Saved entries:
□ □ □

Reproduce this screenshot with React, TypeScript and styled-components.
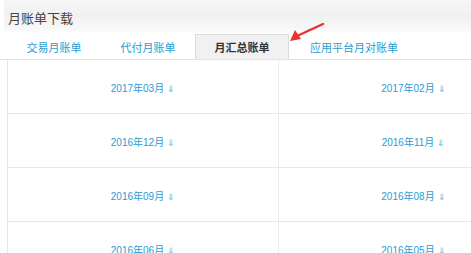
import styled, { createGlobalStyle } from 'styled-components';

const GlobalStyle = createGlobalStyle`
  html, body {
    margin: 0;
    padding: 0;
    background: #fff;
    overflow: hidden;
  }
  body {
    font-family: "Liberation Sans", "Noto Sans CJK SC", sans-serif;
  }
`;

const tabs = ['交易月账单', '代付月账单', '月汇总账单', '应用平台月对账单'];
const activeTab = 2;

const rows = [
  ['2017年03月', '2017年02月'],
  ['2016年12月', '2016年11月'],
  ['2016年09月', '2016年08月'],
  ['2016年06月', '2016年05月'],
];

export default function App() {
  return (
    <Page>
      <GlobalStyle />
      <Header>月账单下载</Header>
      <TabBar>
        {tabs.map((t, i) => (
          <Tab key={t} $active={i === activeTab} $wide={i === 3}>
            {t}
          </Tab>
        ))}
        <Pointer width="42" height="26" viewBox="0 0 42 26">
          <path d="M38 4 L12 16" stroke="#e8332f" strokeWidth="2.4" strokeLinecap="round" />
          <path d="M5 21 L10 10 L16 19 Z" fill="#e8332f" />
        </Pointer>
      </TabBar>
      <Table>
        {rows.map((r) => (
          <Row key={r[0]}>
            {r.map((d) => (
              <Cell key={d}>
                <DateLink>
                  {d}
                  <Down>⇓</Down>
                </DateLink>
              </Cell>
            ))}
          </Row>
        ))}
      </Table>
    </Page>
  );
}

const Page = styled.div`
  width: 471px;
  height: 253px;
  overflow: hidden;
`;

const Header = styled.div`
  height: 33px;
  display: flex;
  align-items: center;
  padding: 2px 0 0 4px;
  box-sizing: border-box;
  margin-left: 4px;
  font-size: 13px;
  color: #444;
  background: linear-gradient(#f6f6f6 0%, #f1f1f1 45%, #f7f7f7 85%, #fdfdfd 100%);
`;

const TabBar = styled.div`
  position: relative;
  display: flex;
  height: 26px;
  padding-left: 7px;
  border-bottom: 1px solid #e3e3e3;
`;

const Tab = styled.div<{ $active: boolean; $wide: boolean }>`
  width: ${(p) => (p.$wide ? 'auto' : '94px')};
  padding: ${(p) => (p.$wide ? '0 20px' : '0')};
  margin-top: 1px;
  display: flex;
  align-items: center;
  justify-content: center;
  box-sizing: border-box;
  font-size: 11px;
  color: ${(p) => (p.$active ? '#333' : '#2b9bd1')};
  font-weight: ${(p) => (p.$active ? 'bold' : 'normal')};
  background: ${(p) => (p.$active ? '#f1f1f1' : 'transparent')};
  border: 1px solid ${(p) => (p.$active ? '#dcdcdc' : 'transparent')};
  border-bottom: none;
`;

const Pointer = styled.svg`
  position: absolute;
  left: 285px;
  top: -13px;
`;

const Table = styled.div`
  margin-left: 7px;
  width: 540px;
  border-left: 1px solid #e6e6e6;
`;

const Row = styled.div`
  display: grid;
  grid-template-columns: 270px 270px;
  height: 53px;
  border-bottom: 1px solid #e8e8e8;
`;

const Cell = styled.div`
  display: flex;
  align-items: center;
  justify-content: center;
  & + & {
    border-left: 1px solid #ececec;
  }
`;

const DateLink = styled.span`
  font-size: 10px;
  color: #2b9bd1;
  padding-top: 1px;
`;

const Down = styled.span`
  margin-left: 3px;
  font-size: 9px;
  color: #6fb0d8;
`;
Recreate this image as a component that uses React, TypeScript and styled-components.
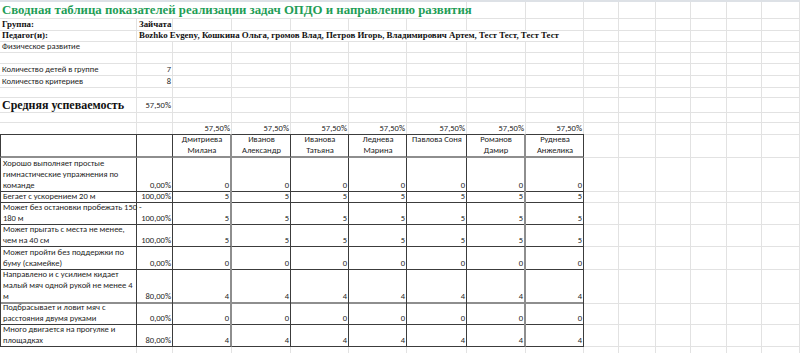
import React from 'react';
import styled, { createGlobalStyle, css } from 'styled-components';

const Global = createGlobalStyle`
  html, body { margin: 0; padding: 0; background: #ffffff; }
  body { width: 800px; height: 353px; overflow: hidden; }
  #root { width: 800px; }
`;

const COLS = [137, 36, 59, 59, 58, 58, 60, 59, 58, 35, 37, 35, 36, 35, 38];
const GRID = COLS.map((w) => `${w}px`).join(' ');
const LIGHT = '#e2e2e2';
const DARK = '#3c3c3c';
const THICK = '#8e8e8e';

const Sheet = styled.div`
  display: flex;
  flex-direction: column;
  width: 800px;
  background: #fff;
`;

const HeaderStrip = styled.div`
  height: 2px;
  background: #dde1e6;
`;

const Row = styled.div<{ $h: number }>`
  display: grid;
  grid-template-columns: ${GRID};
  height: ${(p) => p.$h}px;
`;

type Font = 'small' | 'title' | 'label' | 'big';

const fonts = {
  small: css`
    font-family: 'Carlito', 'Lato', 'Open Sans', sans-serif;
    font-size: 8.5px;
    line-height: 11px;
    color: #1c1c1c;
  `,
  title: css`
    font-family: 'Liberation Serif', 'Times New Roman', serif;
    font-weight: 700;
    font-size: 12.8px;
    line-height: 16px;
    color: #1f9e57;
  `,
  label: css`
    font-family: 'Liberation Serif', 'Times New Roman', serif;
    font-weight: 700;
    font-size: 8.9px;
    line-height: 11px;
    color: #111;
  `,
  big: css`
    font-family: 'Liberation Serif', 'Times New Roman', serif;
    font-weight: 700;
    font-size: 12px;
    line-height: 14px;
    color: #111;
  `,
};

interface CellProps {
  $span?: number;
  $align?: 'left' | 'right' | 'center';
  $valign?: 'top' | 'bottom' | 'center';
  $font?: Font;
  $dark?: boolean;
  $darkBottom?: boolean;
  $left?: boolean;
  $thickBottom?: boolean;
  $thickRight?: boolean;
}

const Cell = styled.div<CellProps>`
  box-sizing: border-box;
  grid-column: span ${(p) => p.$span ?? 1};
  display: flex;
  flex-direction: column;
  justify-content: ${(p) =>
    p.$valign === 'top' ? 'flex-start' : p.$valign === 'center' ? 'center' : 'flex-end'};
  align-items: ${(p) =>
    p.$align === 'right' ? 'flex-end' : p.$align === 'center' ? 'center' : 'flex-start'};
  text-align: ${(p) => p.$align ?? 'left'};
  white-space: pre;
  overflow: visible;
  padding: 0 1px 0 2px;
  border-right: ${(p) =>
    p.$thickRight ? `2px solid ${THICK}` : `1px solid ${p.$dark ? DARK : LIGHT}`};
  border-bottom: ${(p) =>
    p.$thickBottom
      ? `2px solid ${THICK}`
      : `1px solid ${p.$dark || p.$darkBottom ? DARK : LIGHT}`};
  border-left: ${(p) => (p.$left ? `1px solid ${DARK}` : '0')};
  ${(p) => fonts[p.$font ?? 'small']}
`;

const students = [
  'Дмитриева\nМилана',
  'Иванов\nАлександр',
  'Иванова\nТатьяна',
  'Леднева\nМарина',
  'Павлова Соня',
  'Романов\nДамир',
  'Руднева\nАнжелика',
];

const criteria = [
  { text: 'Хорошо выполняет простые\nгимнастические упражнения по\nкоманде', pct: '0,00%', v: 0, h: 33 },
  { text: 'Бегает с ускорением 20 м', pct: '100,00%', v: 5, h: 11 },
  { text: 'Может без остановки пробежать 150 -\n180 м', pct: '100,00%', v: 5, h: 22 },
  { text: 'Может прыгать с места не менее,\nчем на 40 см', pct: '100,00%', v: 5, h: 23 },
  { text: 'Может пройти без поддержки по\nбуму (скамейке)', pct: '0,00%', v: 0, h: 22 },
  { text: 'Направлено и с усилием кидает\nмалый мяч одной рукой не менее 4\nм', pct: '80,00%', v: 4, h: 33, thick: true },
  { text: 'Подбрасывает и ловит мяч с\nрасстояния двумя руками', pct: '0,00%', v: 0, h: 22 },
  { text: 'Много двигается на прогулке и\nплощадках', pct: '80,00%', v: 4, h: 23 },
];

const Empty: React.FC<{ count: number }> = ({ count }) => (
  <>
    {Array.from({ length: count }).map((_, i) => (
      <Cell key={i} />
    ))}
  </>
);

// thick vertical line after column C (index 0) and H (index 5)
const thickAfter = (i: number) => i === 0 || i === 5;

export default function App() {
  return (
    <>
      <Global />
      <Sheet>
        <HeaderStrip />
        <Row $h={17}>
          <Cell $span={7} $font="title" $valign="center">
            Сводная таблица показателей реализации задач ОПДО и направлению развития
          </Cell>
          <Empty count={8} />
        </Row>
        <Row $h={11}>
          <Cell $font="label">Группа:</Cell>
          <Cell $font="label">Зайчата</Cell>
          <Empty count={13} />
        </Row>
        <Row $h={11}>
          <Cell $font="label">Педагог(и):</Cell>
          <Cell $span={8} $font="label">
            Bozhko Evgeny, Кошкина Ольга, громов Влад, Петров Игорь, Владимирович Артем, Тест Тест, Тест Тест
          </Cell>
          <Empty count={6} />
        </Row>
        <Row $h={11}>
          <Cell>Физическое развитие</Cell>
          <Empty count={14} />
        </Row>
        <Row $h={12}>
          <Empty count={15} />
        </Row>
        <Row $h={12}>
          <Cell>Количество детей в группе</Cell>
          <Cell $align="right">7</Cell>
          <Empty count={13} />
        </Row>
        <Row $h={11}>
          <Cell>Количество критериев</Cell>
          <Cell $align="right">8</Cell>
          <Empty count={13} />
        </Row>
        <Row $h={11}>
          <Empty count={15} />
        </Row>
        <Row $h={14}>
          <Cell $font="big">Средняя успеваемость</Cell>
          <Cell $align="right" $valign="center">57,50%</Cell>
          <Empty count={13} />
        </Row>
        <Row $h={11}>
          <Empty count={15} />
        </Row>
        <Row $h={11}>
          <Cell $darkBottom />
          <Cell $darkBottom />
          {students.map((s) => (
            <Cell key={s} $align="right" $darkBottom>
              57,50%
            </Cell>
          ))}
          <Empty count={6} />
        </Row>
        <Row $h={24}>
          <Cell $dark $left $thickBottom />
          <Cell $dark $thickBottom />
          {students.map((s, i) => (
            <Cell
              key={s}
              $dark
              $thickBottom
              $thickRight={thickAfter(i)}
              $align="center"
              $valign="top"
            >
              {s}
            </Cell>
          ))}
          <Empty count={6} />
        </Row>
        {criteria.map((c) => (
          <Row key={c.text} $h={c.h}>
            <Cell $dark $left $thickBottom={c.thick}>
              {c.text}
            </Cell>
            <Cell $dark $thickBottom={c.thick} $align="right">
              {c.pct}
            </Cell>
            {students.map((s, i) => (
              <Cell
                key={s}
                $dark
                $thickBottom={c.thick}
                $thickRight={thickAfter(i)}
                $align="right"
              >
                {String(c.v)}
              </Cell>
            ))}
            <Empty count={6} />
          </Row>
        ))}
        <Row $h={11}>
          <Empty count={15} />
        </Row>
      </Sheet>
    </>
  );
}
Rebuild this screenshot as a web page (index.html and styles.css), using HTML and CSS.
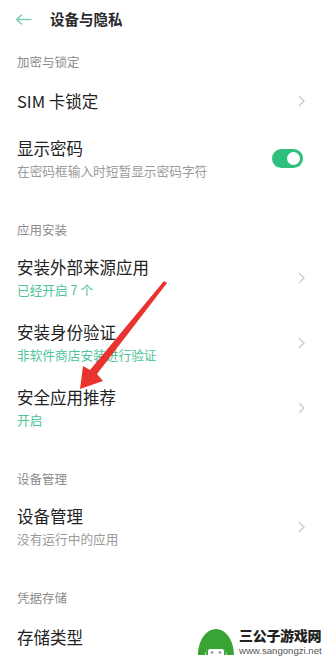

□ □ □

* Description of the task *
Your answer should be one number: the count of lines in the data above that include the word "React".

* Expected answer *
4